Thursday, August 04, 2005

Long Island City, Queens Pt. II

Once its own city before Queens County was fully developed and swallowed up by New York City, Long Island City is now the catch-all for a fairly dreary industrial hodge podge made up of several smaller neighborhoods: Hunters Point (detailed earlier), Dutch Kills, Ravenswood and Court Square. (During its 28 years of cityhood -- 1870-1898 -- Long Island City also included Astoria and Steinway.) There's little to link the sub-sections other than the themes of industry and overpowering and inhumanly scaled infrastructure.

The neighborhood's hub, adjacent to Hunters Point, is Court Square, centered around the beautiful Beaux Arts New York State Supreme Court building. Originally built in 1876 as the Long Island City Courthouse (and rebuilt in 1908), it's very hard to imagine a time that this formed the center of any discernable neighborhood or city. It's an unreadable hub butchered by bad planning and interrupted by the needs of transportation and industry.

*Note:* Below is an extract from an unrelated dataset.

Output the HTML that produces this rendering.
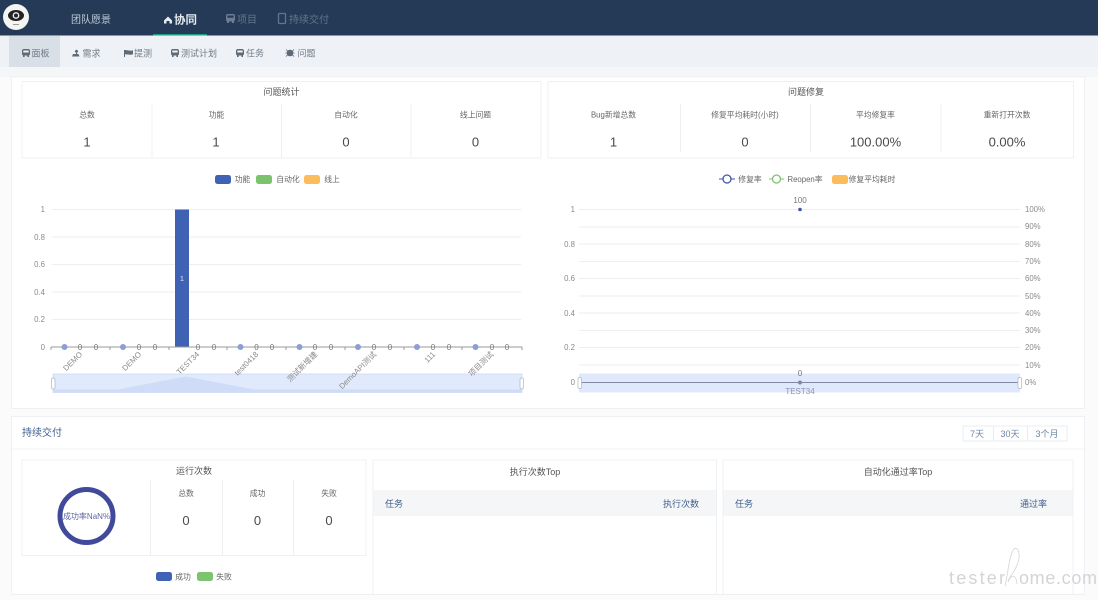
<!DOCTYPE html>
<html><head><meta charset="utf-8"><style>
html,body{margin:0;padding:0;width:1098px;height:600px;overflow:hidden;background:#fff}
svg{display:block}
text{font-family:"Liberation Sans","Noto Sans CJK SC",sans-serif;font-size:7.800px;fill:#666;text-anchor:middle}
.s{text-anchor:start}.e{text-anchor:end}
.n{font-size:13px;fill:#4a4a4a}
.l{fill:#8a8a8a;font-size:7.800px}
.z{fill:#777;font-size:8px}
.h{fill:#3f5f8f;font-size:9px}
.t{fill:#555;font-size:9px}
.sub{font-size:9px;fill:#707a86}
.g{stroke:#eceef1;stroke-width:1}
.b{fill:#fff;stroke:#edf1f4;stroke-width:1}
.d{stroke:#edf0f3;stroke-width:1}
</style></head><body>
<svg width="1098" height="600" viewBox="0 0 1098 600" xmlns="http://www.w3.org/2000/svg">
<defs>
<g id="bus"><rect x="0" y="0" width="8" height="6.500" rx="2"/><rect x="1" y="6" width="1.600" height="2"/><rect x="5.400" y="6" width="1.600" height="2"/><rect x="1.300" y="1.500" width="5.400" height="2" fill="#eef1f5"/></g>
</defs>
<rect width="1098" height="600" fill="#fbfbfc"/>
<!-- header -->
<rect width="1098" height="35.500" fill="#243a57"/>
<circle cx="16" cy="17" r="13" fill="#f4f4f2"/>
<ellipse cx="16" cy="15.500" rx="8" ry="5.500" fill="#222"/>
<circle cx="16" cy="15.500" r="3.400" fill="#f0f0f0"/>
<circle cx="16" cy="15.500" r="2" fill="#222"/>
<rect x="13" y="24" width="6" height="1" fill="#999"/>
<text x="91" y="23" style="font-size:10px;fill:#c2ccd8">团队愿景</text>
<path d="M164 20.500l4-4 4 4v3h-2.500v-2.500h-3v2.500h-2.500z" fill="#e8edf2"/>
<text x="185.500" y="23.500" style="font-size:11.500px;fill:#e6ebf0;font-weight:bold">协同</text>
<rect x="153" y="34" width="54" height="2" fill="#1f9d84"/>
<g fill="#6a7d92" transform="translate(226,14)"><rect x="0" y="0" width="9" height="7.500" rx="2"/><rect x="1" y="7" width="2" height="2"/><rect x="6" y="7" width="2" height="2"/><rect x="1.400" y="1.500" width="6.200" height="2.200" fill="#243a57"/></g>
<text x="247" y="23" style="font-size:10px;fill:#63768b">项目</text>
<rect x="278.500" y="13.500" width="7" height="10" rx="1" fill="none" stroke="#63768b" stroke-width="1.300"/>
<text x="309" y="23" style="font-size:10px;fill:#63768b">持续交付</text>
<!-- sub nav -->
<rect y="35.500" width="1098" height="32" fill="#eef1f5"/>
<rect x="9" y="36" width="51" height="31" fill="#d8dfe7"/>
<rect y="67" width="1098" height="10" fill="#f5f6f8"/>
<g fill="#5f6a76">
<use href="#bus" x="22" y="49"/>
<path d="M72 56.500h7.500l-1-2.500h-1.500v-1.500h.5a1.500 1.500 0 1 0-2 0h.5v1.500h-3z"/>
<path d="M124 50v7h1v-2.800c2.500 0 4 1 8 .2v-4c-3.500.8-5-.4-9-.4z"/>
<use href="#bus" x="171" y="49"/>
<use href="#bus" x="236" y="49"/>
<circle cx="290" cy="53" r="3.300"/><path d="M286 49.500l2 2M294 49.500l-2 2M285.500 53h9M286 56.500l2-2M294 56.500l-2-2" stroke="#5f6a76" stroke-width=".8"/>
</g>
<text x="40.500" y="56.500" class="sub">面板</text>
<text x="91.500" y="56.500" class="sub">需求</text>
<text x="143" y="56.500" class="sub">提测</text>
<text x="199" y="56.500" class="sub">测试计划</text>
<text x="255" y="56.500" class="sub">任务</text>
<text x="306.500" y="56.500" class="sub">问题</text>
<!-- section 1 -->
<rect x="11.500" y="77" width="1073" height="331.500" fill="#fff" stroke="#eef0f3"/>
<rect x="22" y="81.500" width="519" height="76.500" class="b"/>
<rect x="548" y="81.500" width="525.500" height="76.500" class="b"/>
<text x="281.500" y="95" class="t">问题统计</text>
<text x="806" y="95" class="t">问题修复</text>
<g class="d"><line x1="152" y1="104" x2="152" y2="158"/><line x1="281.500" y1="104" x2="281.500" y2="158"/><line x1="411" y1="104" x2="411" y2="158"/>
<line x1="680.500" y1="104" x2="680.500" y2="152"/><line x1="810.500" y1="104" x2="810.500" y2="152"/><line x1="941" y1="104" x2="941" y2="152"/></g>
<text x="87" y="117.500">总数</text><text x="216.500" y="117.500">功能</text><text x="346" y="117.500">自动化</text><text x="475.500" y="117.500">线上问题</text>
<text x="87" y="146.500" class="n">1</text><text x="216" y="146.500" class="n">1</text><text x="346" y="146.500" class="n">0</text><text x="475.500" y="146.500" class="n">0</text>
<text x="613.500" y="117.500">Bug新增总数</text><text x="745" y="117.500">修复平均耗时(小时)</text><text x="875.500" y="117.500">平均修复率</text><text x="1007" y="117.500">重新打开次数</text>
<text x="613.500" y="146.500" class="n">1</text><text x="745" y="146.500" class="n">0</text><text x="875.500" y="146.500" class="n">100.00%</text><text x="1007" y="146.500" class="n">0.00%</text>
<!-- legends -->
<rect x="215" y="175" width="16" height="9" rx="2.500" fill="#3f62b5"/><text x="242.500" y="182">功能</text>
<rect x="256" y="175" width="16" height="9" rx="2.500" fill="#7cc36e"/><text x="288" y="182">自动化</text>
<rect x="304" y="175" width="16" height="9" rx="2.500" fill="#fbbc5b"/><text x="332" y="182">线上</text>
<line x1="719" y1="179" x2="735" y2="179" stroke="#3f55a8"/><circle cx="727" cy="179" r="4" fill="#fff" stroke="#3f55a8" stroke-width="1.300"/><text x="750" y="182">修复率</text>
<line x1="769" y1="179" x2="784" y2="179" stroke="#7cc36e"/><circle cx="776.500" cy="179" r="4" fill="#fff" stroke="#7cc36e" stroke-width="1.300"/><text x="805" y="182">Reopen率</text>
<rect x="832" y="175" width="16" height="9" rx="2.500" fill="#fbbc5b"/><text x="872" y="182">修复平均耗时</text>
<!-- left chart -->
<g class="g"><line x1="52" y1="209.500" x2="521" y2="209.500"/><line x1="52" y1="237" x2="521" y2="237"/><line x1="52" y1="264.500" x2="521" y2="264.500"/><line x1="52" y1="292" x2="521" y2="292"/><line x1="52" y1="319.500" x2="521" y2="319.500"/></g>
<g><text x="45" y="212" class="e l">1</text><text x="45" y="240" class="e l">0.8</text><text x="45" y="267" class="e l">0.6</text><text x="45" y="295" class="e l">0.4</text><text x="45" y="322" class="e l">0.2</text><text x="45" y="350" class="e l">0</text></g>
<rect x="175" y="209.500" width="14" height="137.500" fill="#3f62b5"/>
<text x="182" y="281" style="fill:#dfe6f5;font-size:7.500px">1</text>
<line x1="51" y1="347" x2="522" y2="347" stroke="#999"/>
<path d="M51 347v3M110 347v3M169 347v3M227 347v3M286 347v3M345 347v3M404 347v3M462 347v3M522 347v3" stroke="#999"/>
<g fill="#8b9fd6"><circle cx="64.500" cy="347" r="3"/><circle cx="123" cy="347" r="3"/><circle cx="240.500" cy="347" r="3"/><circle cx="299.500" cy="347" r="3"/><circle cx="358" cy="347" r="3"/><circle cx="417" cy="347" r="3"/><circle cx="475.500" cy="347" r="3"/></g>
<g>
<text x="80" y="350" class="z">0</text><text x="96" y="350" class="z">0</text>
<text x="139" y="350" class="z">0</text><text x="155" y="350" class="z">0</text>
<text x="198" y="350" class="z">0</text><text x="214" y="350" class="z">0</text>
<text x="256.500" y="350" class="z">0</text><text x="272" y="350" class="z">0</text>
<text x="315" y="350" class="z">0</text><text x="331" y="350" class="z">0</text>
<text x="374" y="350" class="z">0</text><text x="390" y="350" class="z">0</text>
<text x="433" y="350" class="z">0</text><text x="449" y="350" class="z">0</text>
<text x="492" y="350" class="z">0</text><text x="507" y="350" class="z">0</text>
</g>
<rect x="53" y="374" width="469" height="18.500" fill="#e0eafc" stroke="#c5d6f2" stroke-width=".7"/>
<path d="M53 392.500v-3h65l68-13 68 13h268v3z" fill="#cfdcf7"/>
<g>
<text class="e l" transform="translate(80,352) rotate(-45)" x="0" y="4">DEMO</text>
<text class="e l" transform="translate(139,352) rotate(-45)" x="0" y="4">DEMO</text>
<text class="e l" transform="translate(197,352) rotate(-45)" x="0" y="4">TEST34</text>
<text class="e l" transform="translate(256,352) rotate(-45)" x="0" y="4">test0418</text>
<text class="e l" transform="translate(315,352) rotate(-45)" x="0" y="4">测试新增建</text>
<text class="e l" transform="translate(374,352) rotate(-45)" x="0" y="4">DemoAPI测试</text>
<text class="e l" transform="translate(433,352) rotate(-45)" x="0" y="4">111</text>
<text class="e l" transform="translate(491,352) rotate(-45)" x="0" y="4">项目测试</text>
</g>
<rect x="51.500" y="378" width="3.500" height="11" rx="1.500" fill="#fff" stroke="#a9b6c8" stroke-width=".7"/>
<rect x="520" y="378" width="3.500" height="11" rx="1.500" fill="#fff" stroke="#a9b6c8" stroke-width=".7"/>
<!-- right chart -->
<g class="g"><line x1="579" y1="209.500" x2="1020" y2="209.500"/><line x1="579" y1="227" x2="1020" y2="227"/><line x1="579" y1="244" x2="1020" y2="244"/><line x1="579" y1="261.500" x2="1020" y2="261.500"/><line x1="579" y1="278.500" x2="1020" y2="278.500"/><line x1="579" y1="296" x2="1020" y2="296"/><line x1="579" y1="313" x2="1020" y2="313"/><line x1="579" y1="330.500" x2="1020" y2="330.500"/><line x1="579" y1="347.500" x2="1020" y2="347.500"/><line x1="579" y1="365" x2="1020" y2="365"/></g>
<g><text x="575" y="212" class="e l">1</text><text x="575" y="247" class="e l">0.8</text><text x="575" y="281" class="e l">0.6</text><text x="575" y="316" class="e l">0.4</text><text x="575" y="350" class="e l">0.2</text><text x="575" y="385" class="e l">0</text></g>
<g><text x="1025" y="212" class="s l">100%</text><text x="1025" y="229" class="s l">90%</text><text x="1025" y="247" class="s l">80%</text><text x="1025" y="264" class="s l">70%</text><text x="1025" y="281" class="s l">60%</text><text x="1025" y="299" class="s l">50%</text><text x="1025" y="316" class="s l">40%</text><text x="1025" y="333" class="s l">30%</text><text x="1025" y="350" class="s l">20%</text><text x="1025" y="368" class="s l">10%</text><text x="1025" y="385" class="s l">0%</text></g>
<text x="800" y="203" class="z">100</text>
<circle cx="800" cy="209.500" r="1.800" fill="#3f55a8"/>
<rect x="579" y="373.500" width="441" height="19" fill="#e0e8fb"/>
<line x1="580" y1="382.500" x2="1020" y2="382.500" stroke="#7f8aa0"/>
<text x="800" y="376" class="z">0</text>
<circle cx="800" cy="382.500" r="2" fill="#7f8aa0"/>
<text x="800" y="394" style="fill:#8c94b5;font-size:8px">TEST34</text>
<rect x="578" y="377.500" width="3.500" height="11" rx="1.500" fill="#fff" stroke="#a9b6c8" stroke-width=".7"/>
<rect x="1018" y="377.500" width="3.500" height="11" rx="1.500" fill="#fff" stroke="#a9b6c8" stroke-width=".7"/>
<!-- section 2 -->
<rect x="11.500" y="416.500" width="1073" height="178" fill="#fff" stroke="#eef0f3"/>
<line x1="12" y1="449" x2="1084" y2="449" stroke="#f1f3f5"/>
<text x="22" y="436" class="s" style="font-size:10px;fill:#3f5f8f">持续交付</text>
<rect x="963" y="426" width="104" height="15" fill="#fff" stroke="#e8ecf0"/>
<line x1="993.500" y1="426" x2="993.500" y2="441" stroke="#e8ecf0"/><line x1="1027.500" y1="426" x2="1027.500" y2="441" stroke="#e8ecf0"/>
<text x="977" y="437" style="font-size:9px;fill:#6f87a6">7天</text><text x="1010" y="437" style="font-size:9px;fill:#6f87a6">30天</text><text x="1047" y="437" style="font-size:9px;fill:#6f87a6">3个月</text>
<!-- run count -->
<rect x="22" y="460" width="344" height="95.500" class="b"/>
<text x="194" y="474" class="t">运行次数</text>
<g class="d"><line x1="150.500" y1="480" x2="150.500" y2="556"/><line x1="222.500" y1="480" x2="222.500" y2="556"/><line x1="293.500" y1="480" x2="293.500" y2="556"/></g>
<text x="186" y="496">总数</text><text x="257.500" y="496">成功</text><text x="329" y="496">失败</text>
<text x="186" y="525" class="n">0</text><text x="257.500" y="525" class="n">0</text><text x="329" y="525" class="n">0</text>
<circle cx="86.500" cy="516" r="26.500" fill="none" stroke="#414a9a" stroke-width="5"/>
<text x="86.500" y="519" style="font-size:8px;fill:#5f67a8">成功率NaN%</text>
<rect x="156" y="572" width="16" height="9" rx="2.500" fill="#3f62b5"/><text x="183" y="579.500">成功</text>
<rect x="197" y="572" width="16" height="9" rx="2.500" fill="#7cc36e"/><text x="224" y="579.500">失败</text>
<!-- tables -->
<rect x="373" y="460" width="343.500" height="134.500" class="b"/>
<rect x="373.500" y="490" width="342.500" height="26" fill="#f5f6f7"/>
<text x="535" y="475" class="t">执行次数Top</text>
<text x="385" y="507" class="s h">任务</text><text x="699" y="507" class="e h">执行次数</text>
<rect x="723" y="460" width="350" height="134.500" class="b"/>
<rect x="723.500" y="490" width="349" height="26" fill="#f5f6f7"/>
<text x="898" y="475" class="t">自动化通过率Top</text>
<text x="735" y="507" class="s h">任务</text><text x="1047" y="507" class="e h">通过率</text>
<!-- watermark -->
<text x="949" y="584" class="s" textLength="56" lengthAdjust="spacing" style="font-size:18px;fill:#d2d4d7">tester</text>
<path d="M1005 586c3-12 4-31 9-37 5-3 7 7 3 16-2 6-6 10-9 16M1008 582c3-7 8-9 9 2" fill="none" stroke="#d2d4d7" stroke-width=".8"/>
<text x="1019" y="584" class="s" textLength="78" lengthAdjust="spacing" style="font-size:18px;fill:#d2d4d7">ome.com</text>
</svg>
</body></html>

Across the street from the courthouse is New York's tallest structure outside of Manhattan, the Citicorp Building, with 48 stories and 663 feet. It's not a bad landmark at all and stands completely alone in the far reaches of the sky, visible from every point in western Queens.


Near the hub is a permitted graffiti explosion at 5 Pointz, a sprawling warehouse on Davis Street.



Warehouses, scrapyards and other low-grade industries abound.

In one area around 21st Street, former factories and warehouses have been reborn as film and tv studios, including the big-signed Silver Cup, once a massive bakery.

The Queensboro Bridge and its approach, finished in 1909, is an impressive and gritty structure and it effectively cuts LIC into two pieces.


To the east and across the bridge's approach, Dutch Kills has a somewhat more cohesive and residential character of modest clapboard homes and small brick tenements that house a mostly Hispanic and Black community.

Along LIC's western edge, bordering onto the East River, is Ravenswood, a largely industrial zone with patches of public housing and modest residential streets. Here, a rotting factory on 12th Street has met a graffiti crew called the Wallnuts:

A major landmark is the Ravenswood Plant, once known as "Big Allis." Formerly a Con-Ed facility, it spilled tens of thousands of gallons of fuel oil from underground pipelines in the 1990s. After scandals and half-hearted clean-up efforts, the plant was sold to current owner KeySpan Energy.


From the Ravenswood Houses to the Queensbridge Houses is a scrappy residential area that feels more isolated than it does destitute. The Hip Hop-ily immortalized Queensbridge is one of the city's first (1939), largest (3,149 units in 26 buildings) and most successful housing projects.